La stazione ferroviaria di San Zenone, nel Milanese
Milano, 12 settembre 2025 – "Un ragazzo tranquillo, con tanta voglia di imparare. Siamo tutti scioccati, questa notizia ci ha sconvolti". Non si capacita Bledjan Beshiraj, il direttore della Fondazione Fratelli di San Francesco d’Assisi che ha accolto nella struttura milanese di via Saponaro Harouna Sangare, il venticinquenne originario del Mali fermato per violenza sessuale su una ragazza di 18 anni avvenuta il 30 agosto a San Zenone al Lambro, dove si trova un altro centro della Fondazione. Sangare quel giorno aveva lavorato in quella sede.

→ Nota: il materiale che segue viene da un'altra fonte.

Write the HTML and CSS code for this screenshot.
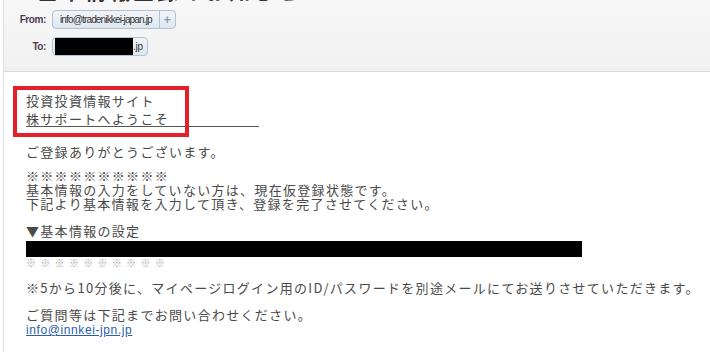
FILE: index.html
```html
<!DOCTYPE html>
<html lang="ja">
<head>
    <meta charset="UTF-8">
    <title>基本情報の設定</title>
    <link rel="stylesheet" href="styles.css">
</head>
<body>
    <div class="mail">
        <header class="mail-head">
            <div class="subject">基本情報登録のお知らせ</div>
            <div class="addr-row">
                <span class="addr-label">From:</span>
                <span class="pill">
                    <span class="pill-text">info@tradenikkei-japan.jp</span>
                    <span class="pill-add">+</span>
                </span>
            </div>
            <div class="addr-row">
                <span class="addr-label">To:</span>
                <span class="pill">
                    <span class="pill-text pill-to"><span class="redact-to"></span>.jp</span>
                </span>
            </div>
        </header>

        <main class="mail-body">
            <p class="title">投資投資情報サイト<br><span class="title-line">株サポートへようこそ&emsp;&emsp;&emsp;&emsp;&emsp;&emsp;&nbsp;</span></p>

            <p class="thanks">ご登録ありがとうございます。</p>

            <p>※※※※※※※※※※<br>
            基本情報の入力をしていない方は、現在仮登録状態です。<br>
            下記より基本情報を入力して頂き、登録を完了させてください。</p>

            <div class="setting">
                <p class="setting-title">▼基本情報の設定</p>
                <div class="redact-url"></div>
                <p class="marks">※※※※※※※※※※</p>
            </div>

            <p>※5から10分後に、マイページログイン用のID/パスワードを別途メールにてお送りさせていただきます。</p>

            <p>ご質問等は下記までお問い合わせください。<br>
            <a class="mail-link" href="#">info@innkei-jpn.jp</a></p>
        </main>

        <div class="highlight"></div>
    </div>
</body>
</html>
```

FILE: styles.css
```css
* {
    margin: 0;
    padding: 0;
    box-sizing: border-box;
}

body {
    font-family: "Noto Sans CJK JP", "Liberation Sans", sans-serif;
    background: #fff;
    width: 710px;
    height: 352px;
    overflow: hidden;
}

.mail {
    position: relative;
    height: 352px;
    margin-left: 3px;
    border-left: 1px solid #e2e2e2;
}

/* ヘッダー */
.mail-head {
    background: linear-gradient(#f7f7f7, #f1f1f1);
    border-bottom: 1px solid #d9d9d9;
    height: 72px;
    overflow: hidden;
}

.subject {
    margin: -20px 0 0 33px;
    height: 22px;
    font-size: 21px;
    line-height: 21px;
    font-weight: bold;
    color: #333;
    letter-spacing: 3px;
}

.addr-row {
    display: flex;
    align-items: center;
    height: 19px;
    margin-top: 8px;
}

.addr-row:first-of-type {
    margin-top: 11px;
}

.addr-label {
    width: 48px;
    padding-right: 6px;
    text-align: right;
    font-family: "Liberation Sans", Arial, sans-serif;
    font-size: 10px;
    font-weight: bold;
    letter-spacing: -0.4px;
    color: #4d3a52;
}

.pill {
    display: flex;
    height: 19px;
    border: 1px solid #b3c2d3;
    border-radius: 4px;
    background: linear-gradient(#f0f4f8, #dfe7ef);
    font-family: "Liberation Sans", Arial, sans-serif;
    font-size: 10px;
    line-height: 17px;
    color: #333;
}

.pill-text {
    padding: 0 7px 0 7px;
    letter-spacing: -0.85px;
}

.pill-to {
    display: flex;
    align-items: center;
    padding: 0 4px 0 2px;
    letter-spacing: -0.3px;
}

.redact-to {
    width: 78px;
    height: 17px;
    background: #000;
}

.pill-add {
    width: 16px;
    border-left: 1px solid #b3c2d3;
    text-align: center;
    font-size: 13px;
    font-weight: bold;
    color: #8d9fb3;
}

/* 本文 */
.mail-body {
    padding: 20px 0 0 22px;
    font-size: 13px;
    line-height: 14px;
    letter-spacing: 1.3px;
    color: #4a4a4a;
}

.mail-body p {
    margin-bottom: 13px;
}

.mail-body .title {
    line-height: 18px;
    margin-bottom: 17px;
}

.mail-body .thanks {
    margin-bottom: 10px;
}

.title-line {
    text-decoration: underline;
    text-decoration-color: #555;
    text-underline-offset: 2px;
}

.setting {
    margin-bottom: 12px;
}

.mail-body .setting-title {
    margin-bottom: 3px;
}

.redact-url {
    width: 556px;
    height: 16px;
    background: #000;
}

.mail-body .marks {
    margin: 0;
    font-size: 10px;
    line-height: 12px;
    letter-spacing: 4.3px;
    color: #a8a8a8;
}

.mail-link {
    font-family: "Liberation Sans", Arial, sans-serif;
    font-size: 12px;
    letter-spacing: 0.6px;
    color: #2a5db0;
}

/* 赤枠 */
.highlight {
    position: absolute;
    left: 9px;
    top: 86px;
    width: 176px;
    height: 51px;
    border: 4px solid #e42128;
}
```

Quali erano le mansioni del 25enne? "Si occupava di diverse attività: carico e scarico delle merci, aiuto cuoco in cucina, sistemazione degli ambienti. Parla pochissimo l’italiano, quindi cercavamo di coinvolgerlo il più possibile facendolo stare a contatto con più persone in modo che avesse tante occasioni di comunicare".
Dopo il 30 agosto ha notato qualcosa? Si comportava in maniera diversa? "No, per niente. Non c’era alcun segnale che potesse insospettirmi, era quello di sempre. Si comportava come se nulla fosse successo, presentandosi puntuale quando iniziavano i suoi turni. La routine quotidiana era quella di sempre".
Quando ha saputo del fermo? "Oggi (ieri per chi legge, ndr) ma già all’alba del 31 agosto ho saputo che c’era stata una violenza. I carabinieri sono venuti subito, alle 5 del mattino, per indagare sul territorio. Fin dal primo momento in cui le forze dell’ordine hanno avviato le indagini, la Fondazione si è messa a completa disposizione per contribuire a fare piena luce sull’accaduto nel più breve tempo possibile. Io stesso ho fornito alle autorità tutto il materiale video delle telecamere di videosorveglianza, che ha permesso di ricostruire i movimenti degli ospiti. In più ho dato il mio pieno e incondizionato consenso affinché a tutti gli ospiti della struttura fosse effettuato il prelievo del dna. Questo ha fatto la differenza".
Quando nelle immagini è spuntata la sagoma di Sangare, cos’ha pensato? "È stata una doccia fredda. Ma non solo per me. Il fatto che il presunto responsabile di un atto così efferato sia un nostro ospite ha lasciato tutti noi della Fondazione increduli e profondamente scossi. La nostra missione è sempre stata quella di offrire un percorso di accoglienza, inclusione e recupero, basato su principi di legalità e responsabilità sociale, e un episodio di tale gravità rappresenta un tradimento dei valori su cui si fonda il nostro operato e ai quali richiediamo ai nostri ospiti di aderire. Condanniamo con la massima fermezza questo crimine, continueremo a collaborare con le forze dell’ordine offrendo qualsiasi supporto necessario per garantire che giustizia sia fatta e che episodi del genere non possano ripetersi".
Finora, Sangare si era ben integrato? "Sì. Avevamo tracciato un percorso per lui, per aiutarlo a conquistare l’autonomia. L’apprendimento della lingua sarebbe stato il primo passo per poter trovare un lavoro anche al di fuori della Fondazione, in un futuro. In più, lavorare nel centro gli consentiva di imparare stando a contatto con tante persone. In otto mesi si era sempre comportato bene".